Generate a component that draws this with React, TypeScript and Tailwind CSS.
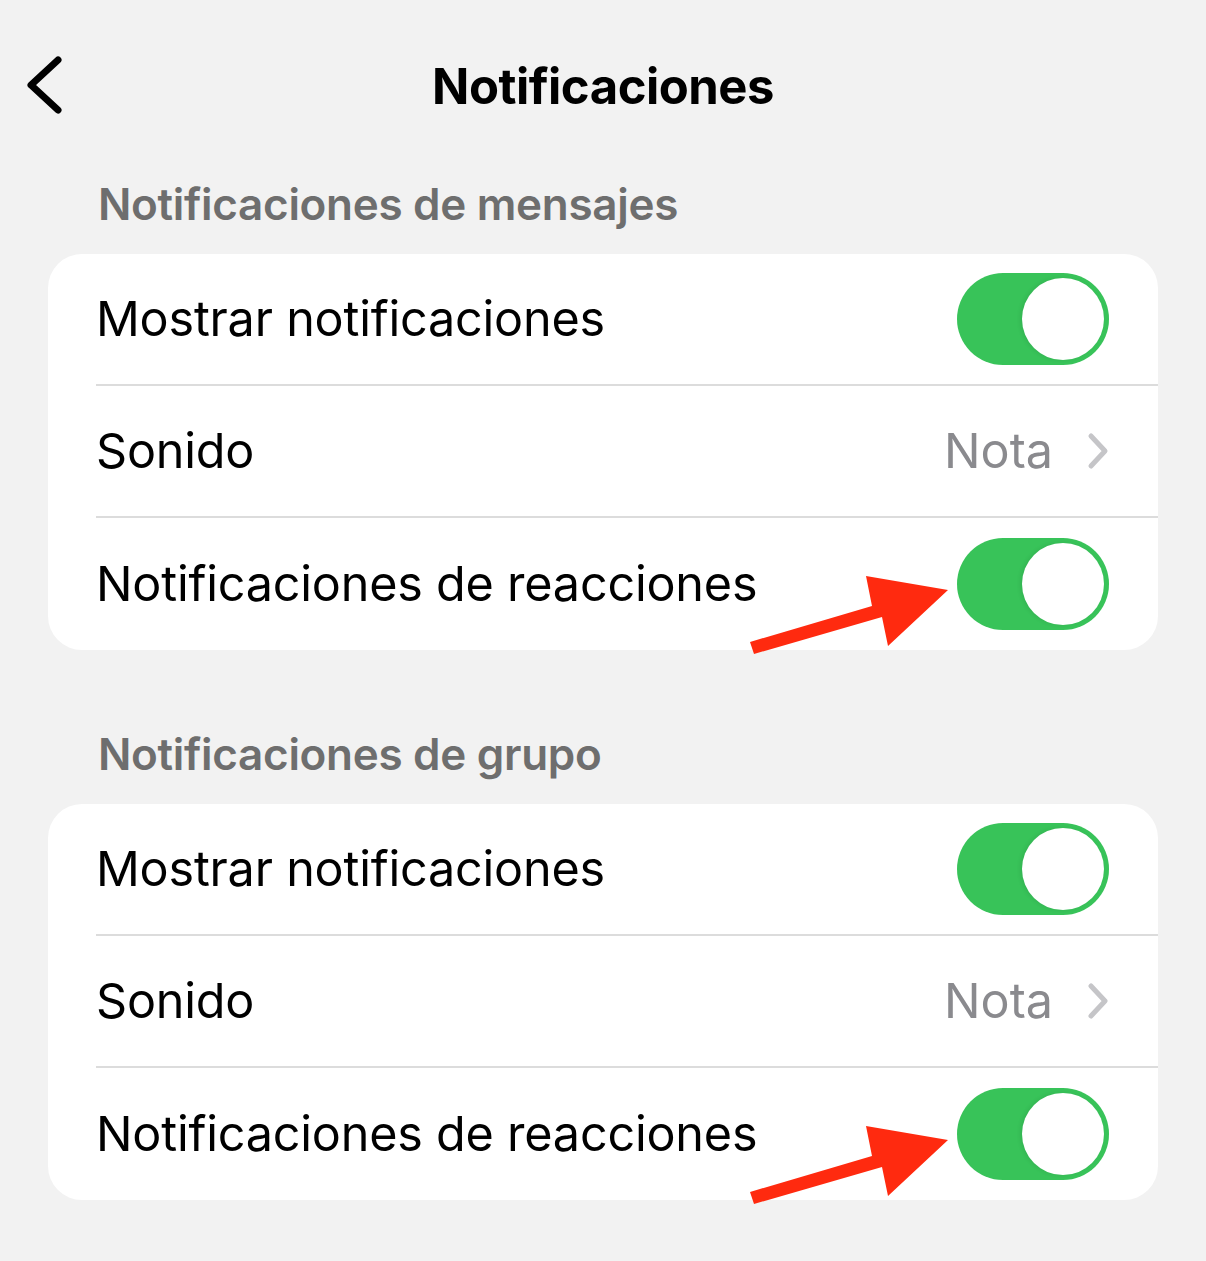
import React from 'react';

type Row =
  | { kind: 'toggle'; label: string; on: boolean; pointer?: boolean }
  | { kind: 'link'; label: string; value: string };

const sections: { title: string; rows: Row[] }[] = [
  {
    title: 'Notificaciones de mensajes',
    rows: [
      { kind: 'toggle', label: 'Mostrar notificaciones', on: true },
      { kind: 'link', label: 'Sonido', value: 'Nota' },
      { kind: 'toggle', label: 'Notificaciones de reacciones', on: true, pointer: true },
    ],
  },
  {
    title: 'Notificaciones de grupo',
    rows: [
      { kind: 'toggle', label: 'Mostrar notificaciones', on: true },
      { kind: 'link', label: 'Sonido', value: 'Nota' },
      { kind: 'toggle', label: 'Notificaciones de reacciones', on: true, pointer: true },
    ],
  },
];

const Toggle: React.FC<{ on: boolean }> = ({ on }) => (
  <div className={`w-[152px] h-[92px] rounded-full flex items-center px-[5px] ${on ? 'bg-[#38c359] justify-end' : 'bg-[#e5e5ea] justify-start'}`}>
    <div className="w-[82px] h-[82px] rounded-full bg-white shadow-[-2px_0_4px_rgba(0,0,0,0.08)]" />
  </div>
);

// red callout arrow pointing at the switch (coords relative to the switch box)
const PointerArrow = () => (
  <svg className="absolute left-[-217px] top-[22px] pointer-events-none" width="220" height="100" viewBox="740 560 220 100">
    <polygon points="750,642 754,654 882,617 888,646 948,590 866,576 872,606" fill="#ff2a0f" />
  </svg>
);

const SettingsRow: React.FC<{ row: Row; last: boolean }> = ({ row, last }) => (
  <div className="pl-12">
    <div className={`h-[132px] flex items-center justify-between pr-[49px] ${last ? '' : 'border-b-2 border-[#dcdcdc]'}`}>
      <span className="text-[48.5px] text-black tracking-[-0.2px]">{row.label}</span>
      {row.kind === 'toggle' ? (
        <div className="relative">
          {row.pointer && <PointerArrow />}
          <Toggle on={row.on} />
        </div>
      ) : (
        <div className="flex items-center gap-[34px]">
          <span className="text-[48.5px] text-[#8a8a8e]">{row.value}</span>
          <svg width="22" height="38" viewBox="0 0 22 38" fill="none">
            <polyline points="4,4 18,19 4,34" stroke="#c5c5c8" strokeWidth="5" strokeLinecap="round" strokeLinejoin="round" />
          </svg>
        </div>
      )}
    </div>
  </div>
);

export default function App() {
  return (
    <div className="w-[1206px] h-[1261px] bg-[#f2f2f2] font-['Inter',sans-serif] overflow-hidden">
      <header className="relative h-[174px] flex items-center justify-center">
        <svg className="absolute left-[22px] top-[52px]" width="48" height="66" viewBox="0 0 48 66" fill="none">
          <polyline points="36,8 9,33 36,58" stroke="#000" strokeWidth="7" strokeLinecap="round" strokeLinejoin="round" />
        </svg>
        <h1 className="text-[49px] font-bold text-black tracking-[-0.5px]">Notificaciones</h1>
      </header>
      {sections.map((s, i) => (
        <section key={s.title} className={i > 0 ? 'mt-[74px]' : ''}>
          <h2 className="px-[98px] h-[60px] leading-[60px] text-[44px] font-semibold text-[#6e6e6e] tracking-[-0.3px]">{s.title}</h2>
          <div className="mt-5 mx-12 bg-white rounded-[34px]">
            {s.rows.map((r, j) => (
              <SettingsRow key={j} row={r} last={j === s.rows.length - 1} />
            ))}
          </div>
        </section>
      ))}
    </div>
  );
}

------------

(YOUR TASK): Without the pictures, output the full listing exactly as it stands.

(SOLUTION BELOW):
Generate a component that draws this with React, TypeScript and Tailwind CSS.
import React from 'react';

type Row =
  | { kind: 'toggle'; label: string; on: boolean; pointer?: boolean }
  | { kind: 'link'; label: string; value: string };

const sections: { title: string; rows: Row[] }[] = [
  {
    title: 'Notificaciones de mensajes',
    rows: [
      { kind: 'toggle', label: 'Mostrar notificaciones', on: true },
      { kind: 'link', label: 'Sonido', value: 'Nota' },
      { kind: 'toggle', label: 'Notificaciones de reacciones', on: true, pointer: true },
    ],
  },
  {
    title: 'Notificaciones de grupo',
    rows: [
      { kind: 'toggle', label: 'Mostrar notificaciones', on: true },
      { kind: 'link', label: 'Sonido', value: 'Nota' },
      { kind: 'toggle', label: 'Notificaciones de reacciones', on: true, pointer: true },
    ],
  },
];

const Toggle: React.FC<{ on: boolean }> = ({ on }) => (
  <div className={`w-[152px] h-[92px] rounded-full flex items-center px-[5px] ${on ? 'bg-[#38c359] justify-end' : 'bg-[#e5e5ea] justify-start'}`}>
    <div className="w-[82px] h-[82px] rounded-full bg-white shadow-[-2px_0_4px_rgba(0,0,0,0.08)]" />
  </div>
);

// red callout arrow pointing at the switch (coords relative to the switch box)
const PointerArrow = () => (
  <svg className="absolute left-[-217px] top-[22px] pointer-events-none" width="220" height="100" viewBox="740 560 220 100">
    <polygon points="750,642 754,654 882,617 888,646 948,590 866,576 872,606" fill="#ff2a0f" />
  </svg>
);

const SettingsRow: React.FC<{ row: Row; last: boolean }> = ({ row, last }) => (
  <div className="pl-12">
    <div className={`h-[132px] flex items-center justify-between pr-[49px] ${last ? '' : 'border-b-2 border-[#dcdcdc]'}`}>
      <span className="text-[48.5px] text-black tracking-[-0.2px]">{row.label}</span>
      {row.kind === 'toggle' ? (
        <div className="relative">
          {row.pointer && <PointerArrow />}
          <Toggle on={row.on} />
        </div>
      ) : (
        <div className="flex items-center gap-[34px]">
          <span className="text-[48.5px] text-[#8a8a8e]">{row.value}</span>
          <svg width="22" height="38" viewBox="0 0 22 38" fill="none">
            <polyline points="4,4 18,19 4,34" stroke="#c5c5c8" strokeWidth="5" strokeLinecap="round" strokeLinejoin="round" />
          </svg>
        </div>
      )}
    </div>
  </div>
);

export default function App() {
  return (
    <div className="w-[1206px] h-[1261px] bg-[#f2f2f2] font-['Inter',sans-serif] overflow-hidden">
      <header className="relative h-[174px] flex items-center justify-center">
        <svg className="absolute left-[22px] top-[52px]" width="48" height="66" viewBox="0 0 48 66" fill="none">
          <polyline points="36,8 9,33 36,58" stroke="#000" strokeWidth="7" strokeLinecap="round" strokeLinejoin="round" />
        </svg>
        <h1 className="text-[49px] font-bold text-black tracking-[-0.5px]">Notificaciones</h1>
      </header>
      {sections.map((s, i) => (
        <section key={s.title} className={i > 0 ? 'mt-[74px]' : ''}>
          <h2 className="px-[98px] h-[60px] leading-[60px] text-[44px] font-semibold text-[#6e6e6e] tracking-[-0.3px]">{s.title}</h2>
          <div className="mt-5 mx-12 bg-white rounded-[34px]">
            {s.rows.map((r, j) => (
              <SettingsRow key={j} row={r} last={j === s.rows.length - 1} />
            ))}
          </div>
        </section>
      ))}
    </div>
  );
}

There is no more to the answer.